Manchester remains Europe’s largest centre of corrosion education and research and that is why the Institute’s Council have recently taken the decision to support, with bursaries, MSc programme students drawn from those taking the MSc (PGT) in corrosion, and those opting for the corrosion option in the final (4th) year of the undergraduate materials engineering MEng programme. This will be ICorr’s largest ever single investment in corrosion education with a total sponsorship of £25k per year over 5 years (£125k), and is fully aligned to our memorandum of association (MOA). The timing of the announcement is linked to the 65th Jubilee Symposium and the opening of the new Corrosion Labs at Manchester, held on 3rd and 4th April 2023 to celebrate 65 years of corrosion teaching and research at The University of Manchester (UoM).
The UoM corrosion group comprises a collegiate academic team where Stuart Lyon is currently “first among equals”. Stuart was, of course, ICorr President from 2004-2006, and CEO of Correx from 2007 to 2012 when ICATS was just getting going. Stuart has always remembered his father’s despair when the beloved family car (a Rover 2000) gradually rusted away. Now, as AkzoNobel Professor of Corrosion Control, Stuart specialises in the field of protective organic coatings formulating environmentally sustainable paints, to greatly extend the useful life of materials and assets.

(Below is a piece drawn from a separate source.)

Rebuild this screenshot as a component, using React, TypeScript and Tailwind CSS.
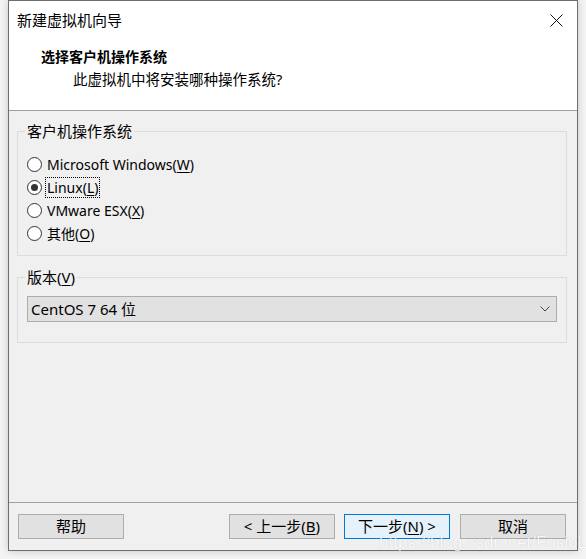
import React from 'react'

const font = { fontFamily: '"Noto Sans", "Noto Sans CJK SC", sans-serif' }

function Radio({ label, keyChar, checked, focus }: { label: string; keyChar: string; checked?: boolean; focus?: boolean }) {
  return (
    <div className="flex h-[23px] items-center">
      <span className="flex size-[15px] items-center justify-center rounded-full border border-[#333] bg-white">
        {checked && <span className="size-[7px] rounded-full bg-[#333]" />}
      </span>
      <span className={'ml-[4px] px-[1px] leading-[19px] ' + (focus ? 'outline outline-1 outline-dotted outline-black' : '')}>
        {label}(<span className="underline underline-offset-2">{keyChar}</span>)
      </span>
    </div>
  )
}

function Btn({ children, primary }: { children: React.ReactNode; primary?: boolean }) {
  return (
    <button
      className={
        'flex h-[25px] w-[106px] items-center justify-center border text-[15px] ' +
        (primary ? 'border-[#0078d7] bg-[#e5f1fb]' : 'border-[#adadad] bg-[#e1e1e1]')
      }
    >
      {children}
    </button>
  )
}

export default function App() {
  return (
    <div className="relative h-[559px] w-[586px] overflow-hidden bg-[#f4f4f4] pl-[8px] text-black" style={font}>
      <div className="flex h-[551px] w-[570px] flex-col border border-[#6e6e6e] bg-[#f0f0f0] shadow-[0_0_8px_rgba(0,0,0,0.18)]">
        {/* header */}
        <div className="h-[110px] shrink-0 border-b border-[#a0a0a0] bg-white">
          <div className="flex h-[38px] items-center justify-between pl-[8px] pr-[14px]">
            <span className="text-[15px]">新建虚拟机向导</span>
            <svg width="13" height="13" viewBox="0 0 13 13">
              <path d="M0.5 0.5 L12.5 12.5 M12.5 0.5 L0.5 12.5" stroke="#111" strokeWidth="1" />
            </svg>
          </div>
          <div className="mt-[7px] pl-[32px] text-[14px] font-bold leading-[22px]">选择客户机操作系统</div>
          <div className="pl-[64px] text-[14.5px] leading-[22px]">此虚拟机中将安装哪种操作系统?</div>
        </div>

        {/* content */}
        <div className="flex grow flex-col pl-[8px] pr-[10px] text-[15px]">
          <fieldset className="mt-[11px] h-[134px] border border-[#dcdcdc]">
            <legend className="ml-[7px] px-[2px] leading-[18px]">客户机操作系统</legend>
            <div className="mt-[13px] flex flex-col pl-[9px] text-[14px]">
              <Radio label="Microsoft Windows" keyChar="W" />
              <Radio label="Linux" keyChar="L" checked focus />
              <Radio label="VMware ESX" keyChar="X" />
              <Radio label="其他" keyChar="O" />
            </div>
          </fieldset>

          <fieldset className="mt-[12px] h-[75px] border border-[#dcdcdc]">
            <legend className="ml-[7px] px-[2px] leading-[18px]">
              版本(<span className="underline underline-offset-2">V</span>)
            </legend>
            <div className="mx-[9px] mt-[10px] flex h-[26px] items-center justify-between border border-[#adadad] bg-[#e1e1e1] pl-[3px] pr-[6px]">
              <span>CentOS 7 64 位</span>
              <svg width="10" height="6" viewBox="0 0 10 6">
                <path d="M0.5 0.5 L5 5 L9.5 0.5" stroke="#444" strokeWidth="1" fill="none" />
              </svg>
            </div>
          </fieldset>
        </div>

        {/* footer */}
        <div className="flex h-[48px] shrink-0 items-center border-t border-[#a0a0a0] pl-[9px] pr-[11px]">
          <Btn>帮助</Btn>
          <div className="grow" />
          <Btn>
            &lt; 上一步(<span className="underline underline-offset-2">B</span>)
          </Btn>
          <div className="w-[9px]" />
          <Btn primary>
            下一步(<span className="underline underline-offset-2">N</span>) &gt;
          </Btn>
          <div className="w-[10px]" />
          <Btn>取消</Btn>
        </div>
      </div>

      {/* csdn watermark */}
      <div
        className="pointer-events-none absolute left-[379px] top-[530px] text-[17px] text-white opacity-70 [text-shadow:0_0_1px_rgba(0,0,0,0.3)]"
        style={{ fontFamily: '"Liberation Sans", sans-serif' }}
      >
        https://blog.csdn.net/FusioLi
      </div>
    </div>
  )
}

Corrosion education was established by Ken Ross (a Chemical Engineer) in 1957, at the former Manchester College of Science and Technology (which became UMIST in 1966). Ken had become aware of the cost of corrosion damage in chemical plants and the lack of awareness of maintenance staff and management, and was determined to do something about it. Subsequently in 1962 he established, with Graham Wood (another former ICorr President), the MSc course in Corrosion Science and Engineering which continues to this day as the MSc in Corrosion Control Engineering. The Corrosion and Protection Centre, led by Graham as Britain’s first “Professor of Rust” came about in 1972 as a consequence of the much-quoted Hoar Report on the cost of corrosion. The Corrosion Protection Centre Industrial Service (CAPCIS – now part of Intertek), which became the world’s largest corrosion consulting organisation, was also established at the same time with government pump-priming. At one time more than half the world’s corrosion engineers outside North America had been educated in Manchester.